Macha is now a standalone NixOS flake that can be imported into other systems. This provides: - Independent versioning - Easier reusability - Cleaner separation of concerns - Better development workflow Includes: - Complete autonomous system code - NixOS module with full configuration options - Queue-based architecture with priority system - Chunked map-reduce for large outputs - ChromaDB knowledge base - Tool calling system - Multi-host SSH management - Gotify notification integration All capabilities from DESIGN.md are preserved.

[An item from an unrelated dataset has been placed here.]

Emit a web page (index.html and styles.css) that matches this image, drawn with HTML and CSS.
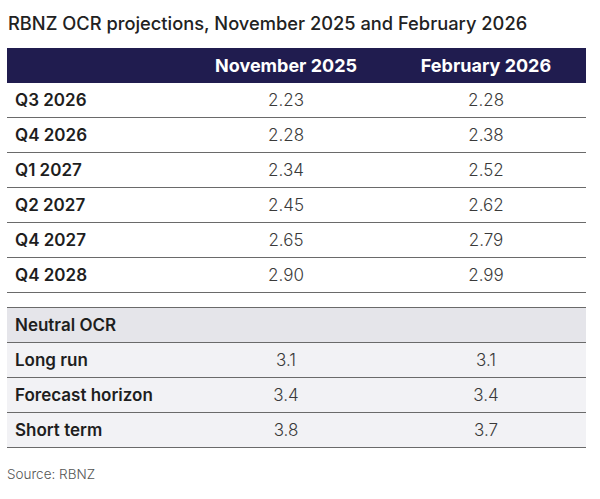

2025-10-06 14:32:37 -06:00
commit 22ba493d9e
30 changed files with 10306 additions and 0 deletions
--- a/journal_monitor.py
+++ b/journal_monitor.py
@@ -0,0 +1,358 @@
+#!/usr/bin/env python3
+"""
+Journal Monitor - Monitor remote systems via centralized journald
+"""
+
+import json
+import subprocess
+from typing import Dict, List, Any, Optional, Set
+from datetime import datetime, timedelta
+from pathlib import Path
+from collections import defaultdict
+
+
+class JournalMonitor:
+    """Monitor systems via centralized journald logs"""
+    
+    def __init__(self, domain: str = "coven.systems"):
+        """
+        Initialize journal monitor
+        
+        Args:
+            domain: Domain suffix for FQDNs
+        """
+        self.domain = domain
+        self.known_hosts: Set[str] = set()
+        
+    def _run_journalctl(self, args: List[str], timeout: int = 30) -> tuple[bool, str, str]:
+        """
+        Run journalctl command
+        
+        Args:
+            args: Arguments to journalctl
+            timeout: Timeout in seconds
+            
+        Returns:
+            (success, stdout, stderr)
+        """
+        try:
+            cmd = ["journalctl"] + args
+            
+            result = subprocess.run(
+                cmd,
+                capture_output=True,
+                text=True,
+                timeout=timeout
+            )
+            
+            return (
+                result.returncode == 0,
+                result.stdout.strip(),
+                result.stderr.strip()
+            )
+            
+        except subprocess.TimeoutExpired:
+            return False, "", f"Command timed out after {timeout}s"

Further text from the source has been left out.